__Short exercise__
Return the lines below that carry the word "with".

━━━━━━━━━━

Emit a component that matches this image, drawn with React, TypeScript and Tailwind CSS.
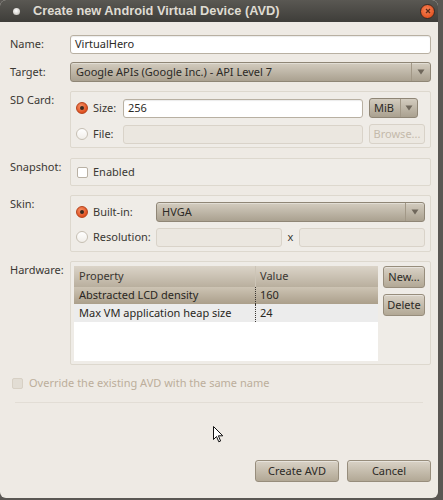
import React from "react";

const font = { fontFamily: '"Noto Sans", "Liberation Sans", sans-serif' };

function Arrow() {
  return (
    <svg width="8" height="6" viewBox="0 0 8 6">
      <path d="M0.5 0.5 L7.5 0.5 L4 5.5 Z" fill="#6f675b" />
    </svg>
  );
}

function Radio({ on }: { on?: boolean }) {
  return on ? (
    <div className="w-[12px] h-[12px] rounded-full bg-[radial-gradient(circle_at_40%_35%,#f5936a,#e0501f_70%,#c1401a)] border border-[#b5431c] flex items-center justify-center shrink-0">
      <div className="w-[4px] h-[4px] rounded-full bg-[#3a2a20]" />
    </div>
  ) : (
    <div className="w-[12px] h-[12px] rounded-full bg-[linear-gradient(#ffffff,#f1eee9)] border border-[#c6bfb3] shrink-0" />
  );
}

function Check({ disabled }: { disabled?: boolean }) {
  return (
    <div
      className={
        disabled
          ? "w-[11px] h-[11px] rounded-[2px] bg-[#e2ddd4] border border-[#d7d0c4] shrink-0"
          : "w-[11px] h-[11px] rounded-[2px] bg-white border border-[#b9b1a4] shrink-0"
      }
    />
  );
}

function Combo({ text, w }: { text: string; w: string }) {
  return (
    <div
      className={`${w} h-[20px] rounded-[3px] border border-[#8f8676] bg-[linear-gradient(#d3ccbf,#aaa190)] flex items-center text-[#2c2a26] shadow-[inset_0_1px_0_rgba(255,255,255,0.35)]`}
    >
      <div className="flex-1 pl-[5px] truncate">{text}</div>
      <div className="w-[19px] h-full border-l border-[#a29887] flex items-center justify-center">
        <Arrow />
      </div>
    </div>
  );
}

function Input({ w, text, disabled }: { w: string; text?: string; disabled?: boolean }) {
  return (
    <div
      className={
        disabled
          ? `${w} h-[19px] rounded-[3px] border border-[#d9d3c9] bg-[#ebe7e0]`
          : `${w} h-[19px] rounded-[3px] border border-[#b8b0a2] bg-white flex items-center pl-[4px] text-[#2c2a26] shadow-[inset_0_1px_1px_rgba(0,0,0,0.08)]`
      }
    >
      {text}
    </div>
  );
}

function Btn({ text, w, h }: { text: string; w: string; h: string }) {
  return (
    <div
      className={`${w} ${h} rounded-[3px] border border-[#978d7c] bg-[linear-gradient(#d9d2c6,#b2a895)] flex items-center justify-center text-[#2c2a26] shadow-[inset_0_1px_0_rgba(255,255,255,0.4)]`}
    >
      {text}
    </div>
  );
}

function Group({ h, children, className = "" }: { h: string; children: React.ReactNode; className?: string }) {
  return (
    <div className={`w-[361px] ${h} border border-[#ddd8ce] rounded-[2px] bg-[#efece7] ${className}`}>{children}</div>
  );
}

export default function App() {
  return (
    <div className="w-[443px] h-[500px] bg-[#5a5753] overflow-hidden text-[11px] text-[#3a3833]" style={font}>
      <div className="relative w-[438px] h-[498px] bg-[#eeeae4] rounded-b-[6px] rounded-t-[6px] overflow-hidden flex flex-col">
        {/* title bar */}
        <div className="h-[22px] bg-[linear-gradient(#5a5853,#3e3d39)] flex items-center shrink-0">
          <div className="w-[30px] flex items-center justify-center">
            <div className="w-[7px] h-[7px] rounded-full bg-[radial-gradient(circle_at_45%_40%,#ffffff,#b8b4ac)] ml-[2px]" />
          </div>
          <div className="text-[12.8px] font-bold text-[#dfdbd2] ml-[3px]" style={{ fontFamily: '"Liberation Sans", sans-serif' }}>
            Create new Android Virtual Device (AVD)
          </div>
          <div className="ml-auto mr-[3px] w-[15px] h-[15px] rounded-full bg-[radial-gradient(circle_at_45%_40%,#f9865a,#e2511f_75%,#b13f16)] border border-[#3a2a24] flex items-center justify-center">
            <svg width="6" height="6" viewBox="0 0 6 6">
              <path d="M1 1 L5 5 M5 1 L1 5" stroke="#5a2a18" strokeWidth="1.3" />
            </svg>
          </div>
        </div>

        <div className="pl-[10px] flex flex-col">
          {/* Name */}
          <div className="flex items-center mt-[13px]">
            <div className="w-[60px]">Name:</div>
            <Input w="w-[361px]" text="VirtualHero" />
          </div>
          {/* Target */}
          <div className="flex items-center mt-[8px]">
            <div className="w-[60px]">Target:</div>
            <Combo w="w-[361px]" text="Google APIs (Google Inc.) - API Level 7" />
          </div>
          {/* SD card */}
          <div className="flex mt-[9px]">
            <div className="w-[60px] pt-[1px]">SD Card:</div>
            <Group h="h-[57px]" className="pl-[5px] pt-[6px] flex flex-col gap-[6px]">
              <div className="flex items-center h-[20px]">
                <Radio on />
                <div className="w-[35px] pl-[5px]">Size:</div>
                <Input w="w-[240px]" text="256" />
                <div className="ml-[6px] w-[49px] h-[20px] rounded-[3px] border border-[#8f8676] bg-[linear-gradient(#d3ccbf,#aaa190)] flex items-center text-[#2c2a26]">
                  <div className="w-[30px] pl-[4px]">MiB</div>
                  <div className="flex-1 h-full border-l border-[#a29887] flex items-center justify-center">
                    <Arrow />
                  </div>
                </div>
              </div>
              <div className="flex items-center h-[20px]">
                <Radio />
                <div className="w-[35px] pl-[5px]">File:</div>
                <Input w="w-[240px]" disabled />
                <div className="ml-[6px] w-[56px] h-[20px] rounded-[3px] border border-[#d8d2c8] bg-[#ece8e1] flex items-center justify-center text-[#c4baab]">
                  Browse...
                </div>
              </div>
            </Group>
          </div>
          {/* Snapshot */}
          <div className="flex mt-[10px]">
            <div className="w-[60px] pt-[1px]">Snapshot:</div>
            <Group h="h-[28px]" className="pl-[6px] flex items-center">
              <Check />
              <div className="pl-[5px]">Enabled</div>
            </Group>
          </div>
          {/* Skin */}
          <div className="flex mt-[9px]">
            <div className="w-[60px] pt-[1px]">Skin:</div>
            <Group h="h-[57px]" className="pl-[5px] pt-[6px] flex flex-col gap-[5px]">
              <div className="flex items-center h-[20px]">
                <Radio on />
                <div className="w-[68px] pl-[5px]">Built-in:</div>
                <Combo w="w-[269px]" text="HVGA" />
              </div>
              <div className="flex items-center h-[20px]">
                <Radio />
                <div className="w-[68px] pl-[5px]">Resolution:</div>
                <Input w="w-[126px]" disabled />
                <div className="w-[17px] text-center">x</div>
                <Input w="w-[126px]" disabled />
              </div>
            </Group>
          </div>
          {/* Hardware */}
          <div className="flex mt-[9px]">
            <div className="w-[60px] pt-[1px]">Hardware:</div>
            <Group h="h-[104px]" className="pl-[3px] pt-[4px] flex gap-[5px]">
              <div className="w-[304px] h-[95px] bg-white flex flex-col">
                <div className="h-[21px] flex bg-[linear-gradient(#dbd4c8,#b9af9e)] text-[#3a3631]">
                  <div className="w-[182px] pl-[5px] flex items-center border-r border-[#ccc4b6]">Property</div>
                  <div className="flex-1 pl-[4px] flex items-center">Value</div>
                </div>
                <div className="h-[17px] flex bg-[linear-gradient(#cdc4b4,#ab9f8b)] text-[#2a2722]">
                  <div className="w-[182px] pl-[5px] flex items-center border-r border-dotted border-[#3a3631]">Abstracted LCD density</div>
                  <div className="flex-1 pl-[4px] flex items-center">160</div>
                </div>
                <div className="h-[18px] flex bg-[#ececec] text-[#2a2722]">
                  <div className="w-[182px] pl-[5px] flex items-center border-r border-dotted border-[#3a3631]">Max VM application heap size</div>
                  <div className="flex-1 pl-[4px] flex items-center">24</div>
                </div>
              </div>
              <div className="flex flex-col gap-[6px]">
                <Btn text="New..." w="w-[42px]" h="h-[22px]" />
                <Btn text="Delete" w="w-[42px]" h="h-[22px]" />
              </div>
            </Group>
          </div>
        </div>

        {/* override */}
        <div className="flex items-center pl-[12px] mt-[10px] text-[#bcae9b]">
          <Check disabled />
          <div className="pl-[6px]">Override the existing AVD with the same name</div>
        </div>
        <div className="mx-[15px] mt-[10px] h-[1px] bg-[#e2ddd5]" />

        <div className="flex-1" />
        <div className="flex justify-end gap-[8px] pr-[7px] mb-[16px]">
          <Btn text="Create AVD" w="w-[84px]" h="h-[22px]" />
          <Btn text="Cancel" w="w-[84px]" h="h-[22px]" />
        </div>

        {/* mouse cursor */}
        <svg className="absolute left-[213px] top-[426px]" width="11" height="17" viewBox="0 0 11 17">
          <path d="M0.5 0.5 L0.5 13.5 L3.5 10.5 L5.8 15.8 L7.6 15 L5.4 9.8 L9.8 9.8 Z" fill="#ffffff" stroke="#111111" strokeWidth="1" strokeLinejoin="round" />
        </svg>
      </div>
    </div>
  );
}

━━━━━━━━━━

__Answer in full__
Emit a component that matches this image, drawn with React, TypeScript and Tailwind CSS.
          <div className="pl-[6px]">Override the existing AVD with the same name</div>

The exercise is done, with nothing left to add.